I ragazzi, il bandito e Portella

Milleduecento studenti di scuole medie superiori di tutta la Sicilia, quattrocento radunati nella sala di un grande cinema di Palermo, gli altri collegati in video-conferenza, riflettono sulla prima strage dell’Italia repubblicana, il primo maggio 1947 a Portella della Ginestra. Scoccano sessant’anni di anniversario tra qualche mese, e la data è connessa alla ricorrenza dell’assassinio del segretario del Pci siciliano, Pio La Torre e del suo collaboratore, Rosario Di Salvo, che furono trucidati dalla mafia il 30 aprile 1982. È, per l’appunto, il centro studi e iniziative intitolato a La Torre ad avere coinvolto gli istituti medi superiori di tutta l’isola in conferenze-dibattito sfociate nella proiezione del film cult degli anni ‘70, Salvatore Giuliano di Francesco Rosi.

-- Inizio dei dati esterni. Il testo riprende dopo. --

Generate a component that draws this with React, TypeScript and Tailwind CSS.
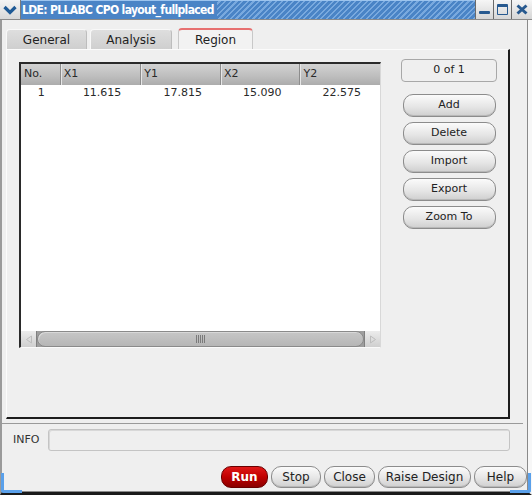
import React from "react";

const F = { fontFamily: '"DejaVu Sans", sans-serif' };

function PillButton({ label, className = "" }: { label: string; className?: string }) {
  return (
    <div
      className={
        "flex items-center justify-center rounded-[10px] border border-[#8c8c8c] bg-[linear-gradient(#fbfbfb,#e6e6e6_55%,#cfcfcf)] text-[11px] text-[#222] shadow-[inset_0_-1px_0_#b8b8b8] " +
        className
      }
    >
      {label}
    </div>
  );
}

export default function App() {
  const cols = [
    { name: "No.", w: 40, v: "1", pr: 16 },
    { name: "X1", w: 81, v: "11.615", pr: 20 },
    { name: "Y1", w: 80, v: "17.815", pr: 19 },
    { name: "X2", w: 80, v: "15.090", pr: 19 },
    { name: "Y2", w: 80, v: "22.575", pr: 19 },
  ];
  return (
    <div className="relative flex h-[495px] w-[532px] flex-col overflow-hidden bg-[#efefef]" style={F}>
      {/* Title bar */}
      <div className="flex h-[20px] shrink-0 border-b border-[#8a8a8a]">
        <div className="flex w-[21px] items-center justify-center border-r border-[#7a7a7a] bg-[linear-gradient(#f4f4f4,#d8d8d8)]">
          <svg width="14" height="10" viewBox="0 0 14 10">
            <path d="M1.5 2 L7 7.5 L12.5 2" stroke="#1f5a96" strokeWidth="3.2" fill="none" />
          </svg>
        </div>
        <div className="flex flex-1 items-center border-t border-[#9cc4ee] bg-[repeating-linear-gradient(135deg,#79a9de_0px,#79a9de_1.5px,#4a84c6_1.5px,#4a84c6_4px)]">
          <span
            className="flex h-full items-center bg-[#4a84c6] pl-[1px] pr-[3px] text-[12px] font-bold tracking-[-0.65px] text-white"
            style={{ fontFamily: '"DejaVu Sans Condensed", "DejaVu Sans", sans-serif' }}
          >
            LDE: PLLABC CPO layout_fullplaced
          </span>
        </div>
        <div className="flex">
          <div className="flex w-[18px] items-end justify-center border-l border-[#6a6a6a] bg-[linear-gradient(#f6f6f6,#d6d6d6)] pb-[5px]">
            <div className="h-[3px] w-[11px] rounded-[1px] bg-[#27598f]" />
          </div>
          <div className="flex w-[18px] items-center justify-center border-l border-[#6a6a6a] bg-[linear-gradient(#f6f6f6,#d6d6d6)]">
            <div className="h-[11px] w-[11px] rounded-[1px] border-[1.5px] border-t-[3px] border-[#27598f]" />
          </div>
          <div className="flex w-[21px] items-center justify-center border-l border-[#6a6a6a] bg-[linear-gradient(#f6f6f6,#d6d6d6)]">
            <svg width="12" height="11" viewBox="0 0 12 11">
              <path d="M1.5 1.5 L10.5 9.5 M10.5 1.5 L1.5 9.5" stroke="#27598f" strokeWidth="3" />
            </svg>
          </div>
        </div>
      </div>

      {/* Body */}
      <div className="flex flex-1 flex-col border-l-2 border-r-[4px] border-b-[3px] border-l-[#9a9a9a] border-r-[#f7f7f7] border-b-[#1a1a1a]">
        <div className="flex flex-1 flex-col border-r border-b border-[#8a8a8a] pl-[4px]">
          {/* Tabs */}
          <div className="mt-[8px] flex h-[21px] items-end">
            <div className="flex h-[20px] w-[81px] items-center justify-center rounded-t-[4px] border border-b-0 border-[#bdbdbd] border-t-[#f8f8f8] border-l-[#f8f8f8] bg-[linear-gradient(#dedede,#cfcfcf)] pt-[1px] text-[12px] text-[#222]">
              General
            </div>
            <div className="ml-[3px] flex h-[20px] w-[82px] items-center justify-center rounded-t-[4px] border border-b-0 border-[#bdbdbd] border-t-[#f8f8f8] border-l-[#f8f8f8] bg-[linear-gradient(#dedede,#cfcfcf)] pt-[1px] text-[12px] text-[#222]">
              Analysis
            </div>
            <div className="ml-[6px] flex h-[21px] w-[75px] items-center justify-center rounded-t-[4px] border border-b-0 border-[#c8c8c8] border-t-[2px] border-t-[#e77070] bg-[#f2f2f2] text-[12px] text-[#222]">
              Region
            </div>
          </div>

          {/* Panel */}
          <div className="flex h-[370px] w-[504px] border-t border-l border-t-[#fbfbfb] border-l-[#fbfbfb] border-r-2 border-b-2 border-r-[#1c1c1c] border-b-[#1c1c1c] pl-[12px] pt-[12px]">
            {/* Table */}
            <div className="flex h-[286px] w-[362px] flex-col border-t-2 border-l-2 border-r border-b border-t-[#2a2a2a] border-l-[#2a2a2a] border-r-[#d8d8d8] border-b-[#fafafa] bg-white">
              <div className="flex h-[21px] bg-[linear-gradient(#d2d2d2,#bdbdbd_60%,#acacac)]">
                {cols.map((c, i) => (
                  <div
                    key={c.name}
                    style={{ width: c.w }}
                    className={
                      "flex items-center pl-[3px] text-[11px] text-[#2a2a2a] " +
                      (i < cols.length - 1 ? "border-r border-[#8c8c8c] shadow-[1px_0_0_#e6e6e6]" : "")
                    }
                  >
                    {c.name}
                  </div>
                ))}
              </div>
              <div className="flex h-[16px]">
                {cols.map((c) => (
                  <div
                    key={c.name}
                    style={{ width: c.w, paddingRight: c.pr }}
                    className="flex items-center justify-end text-[11px] text-[#2a2a2a]"
                  >
                    {c.v}
                  </div>
                ))}
              </div>
              <div className="flex-1" />
              {/* Scrollbar */}
              <div className="flex h-[16px] bg-[#9e9e9e]">
                <div className="flex w-[16px] items-center justify-center border-r border-[#808080] bg-[linear-gradient(#ececec,#cfcfcf)]">
                  <svg width="8" height="9" viewBox="0 0 8 9">
                    <path d="M6.5 1 L1.5 4.5 L6.5 8 Z" fill="none" stroke="#bdbdbd" />
                  </svg>
                </div>
                <div className="flex flex-1 items-center justify-center rounded-[8px] border border-[#8a8a8a] bg-[linear-gradient(#c6c6c6,#b6b6b6)] shadow-[inset_1px_1px_0_#d8d8d8]">
                  <svg width="9" height="8" viewBox="0 0 9 8">
                    <path d="M0.5 0 V8 M2.5 0 V8 M4.5 0 V8 M6.5 0 V8 M8.5 0 V8" stroke="#7a7a7a" />
                  </svg>
                </div>
                <div className="flex w-[16px] items-center justify-center border-l border-[#808080] bg-[linear-gradient(#ececec,#cfcfcf)]">
                  <svg width="8" height="9" viewBox="0 0 8 9">
                    <path d="M1.5 1 L6.5 4.5 L1.5 8 Z" fill="none" stroke="#bdbdbd" />
                  </svg>
                </div>
              </div>
            </div>

            {/* Right column */}
            <div className="ml-[20px] flex w-[96px] flex-col items-center">
              <div className="-mt-[3px] flex h-[23px] w-[96px] items-center justify-center rounded-[4px] border border-[#a8a8a8] text-[11px] text-[#222]">
                0 of 1
              </div>
              <div className="mt-[12px] flex flex-col gap-[5px]">
                {["Add", "Delete", "Import", "Export", "Zoom To"].map((b) => (
                  <PillButton key={b} label={b} className="h-[23px] w-[93px]" />
                ))}
              </div>
            </div>
          </div>

          {/* Separator */}
          <div className="mt-[4px] h-[1px] w-full bg-[#9a9a9a] -ml-[4px]" />

          {/* INFO */}
          <div className="mt-[5px] flex items-center">
            <div className="w-[42px] pl-[7px] text-[11px] text-[#333]">INFO</div>
            <div className="h-[22px] w-[462px] rounded-[3px] border border-[#c4c4c4] bg-[#efefef] shadow-[inset_1px_1px_0_#d8d8d8]" />
          </div>

          {/* Bottom buttons */}
          <div className="mt-[15px] flex gap-[3px] pl-[215px]">
            <div className="flex h-[22px] w-[47px] items-center justify-center rounded-[10px] border border-[#6a0000] bg-[linear-gradient(#e01818,#c00000_50%,#8a0000)] text-[12px] font-bold text-white">
              Run
            </div>
            <PillButton label="Stop" className="h-[22px] w-[50px] text-[12px]" />
            <PillButton label="Close" className="h-[22px] w-[51px] text-[12px]" />
            <PillButton label="Raise Design" className="h-[22px] w-[93px] text-[12px]" />
            <PillButton label="Help" className="h-[22px] w-[53px] text-[12px]" />
          </div>
        </div>
      </div>

      {/* Resize corner handles */}
      <div className="absolute bottom-[2px] left-[1px] h-[20px] w-[21px] rounded-bl-[3px] border-b-[3px] border-l-[3px] border-[#5aa0ea]" />
      <div className="absolute bottom-[2px] right-[1px] h-[20px] w-[21px] rounded-br-[3px] border-b-[3px] border-r-[3px] border-[#5aa0ea]" />
    </div>
  );
}
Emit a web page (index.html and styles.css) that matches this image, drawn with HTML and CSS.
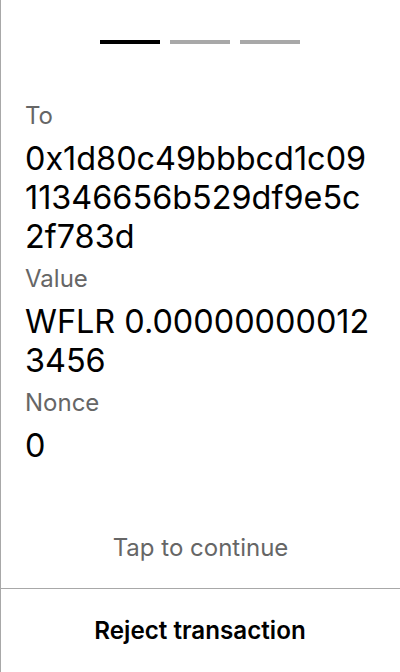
FILE: index.html
```html
<!DOCTYPE html>
<html>
<head>
<meta charset="utf-8">
<link rel="stylesheet" href="styles.css">
</head>
<body>
<div class="screen">
  <div class="progress">
    <span class="seg active"></span>
    <span class="seg"></span>
    <span class="seg"></span>
  </div>
  <div class="fields">
    <div class="label">To</div>
    <div class="value">0x1d80c49bbbcd1c0911346656b529df9e5c2f783d</div>
    <div class="label">Value</div>
    <div class="value">WFLR 0.000000000123456</div>
    <div class="label">Nonce</div>
    <div class="value">0</div>
  </div>
  <div class="tap">Tap to continue</div>
  <div class="footer">Reject transaction</div>
</div>
</body>
</html>
```

FILE: styles.css
```css
* { box-sizing: border-box; }
html, body { margin: 0; padding: 0; background: #fff; }
body { font-family: Inter, "Noto Sans", sans-serif; color: #000; }
.screen {
  width: 400px;
  height: 672px;
  border-left: 1px solid #a8a8a8;
  display: flex;
  flex-direction: column;
}
.progress {
  display: flex;
  justify-content: center;
  gap: 10px;
  padding-top: 40px;
  padding-right: 1px;
}
.seg {
  display: block;
  width: 60px;
  height: 4px;
  background: #a8a8a8;
}
.seg.active { background: #000; }
.fields {
  flex: 1;
  display: flex;
  flex-direction: column;
  gap: 9px;
  padding: 58px 24px 0 24px;
}
.label {
  font-size: 24px;
  line-height: 28px;
  color: #666;
}
.value {
  font-size: 32.4px;
  line-height: 39px;
  word-break: break-all;
}
.tap {
  text-align: center;
  font-size: 24px;
  line-height: 28px;
  color: #666;
  padding-bottom: 26px;
}
.footer {
  height: 84px;
  border-top: 1px solid #a8a8a8;
  display: flex;
  align-items: center;
  justify-content: center;
  font-size: 24.2px;
  font-weight: 600;
  margin-left: -1px;
}
```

La coincidenza non è solo cronologica. In pochi ricordano che La Torre qualche settimana prima di morire denunciò in un articolo pubblicato dall’Unità come la decisione di installare a Comiso una base di missili nucleari rischiasse di ricreare le condizioni di grave minaccia alla democrazia che si erano determinate nel dopoguerra, con un pullulare in Sicilia di spie, sabotatori e trame connotate dalla presenza di Cosa Nostra. Una situazione simile a quella che sfociò nel massacro di Portella. La Torre voleva che il primo maggio questa intuizione venisse condensata in due manifestazioni, contro la mafia e per la pace: Zangheri avrebbe dovuto celebrare a Portella i 35 anni dell’eccidio, lui – La Torre – sarebbe stato a Comiso con i pacifisti. La mattina del 30 aprile Pio si stava preparando per andare all’aeroporto di Punta Raisi ad accogliere Zangheri per parlarne, lo fermò un commando di assassini, e quel primo maggio ci fu a Palermo il primo tempestoso e dolente funerale di massa della lunga storia delle esequie per i “delitti eccellenti”. E l’omaggio a La Torre e Di Salvo si trasformò in una grande espressione di rabbia popolare e mobilitazione antimafia: l’unico oratore a non essere contestato fu Enrico Berlinguer.
Scorrono sullo schermo le immagini di un film importante non solo per la storia del cinema. Francesco Rosi fa una scelta di linguaggio innovativa e coraggiosa: Salvatore Giuliano, il bandito prima utilizzato dalla mafia e poi consegnato morto dalla stessa mafia allo Stato, consacrando la legittimazione della futura Cosa nostra come forza di ordine, nel film non si vede. Il protagonista è senza volto, ogni tanto si vede il bagliore di un impermeabile bianco, poi il corpo morto chiazzato di sangue, che il ministro Scelba e i carabinieri esibiscono come un trofeo, fabbricando attraverso un dossier mendace la falsa verità giudiziaria del «conflitto a fuoco». Il capobanda è stato ucciso nella notte e consegnato dai boss per ottenere in cambio impunità di lungo periodo.
Emanuele Macaluso, testimone dell’epoca, risale al precedente della strage mancata nel 1944 sulla piazza di un altro paese siciliano, Villalba: si trova quel giorno accanto a Girolamo Li Causi, il capo dei comunisti siciliani, che – tribuno dei contadini – sfida il capo della mafia, Don Calò Vizzini, in piazza. Gli sparano, tirano anche bombe a mano. Il centro del conflitto è il feudo, affidato dai baroni agli affittuari mafiosi, minacciato dalla riforma agraria e dal movimento contadino, in uno scontro sociale e politico che dà vita al primo movimento organizzato antimafia. Che sfocia nella vittoria elettorale delle sinistra siciliana nell’aprile 1947, e qualche giorno dopo a Portella nella contro-risposta dei proprietari terrieri e della mafia, che scelgono la strada dello stragismo inaugurando, accanto a complici e mandanti rimasti al coperto, l’uso politico degli eccidi e dei delitti. Connotato distintivo della destra italiana: unica nell’Occidente ad essersi avvalsa periodicamente di armi eversive e sanguinose e di complici e banditi senza volto.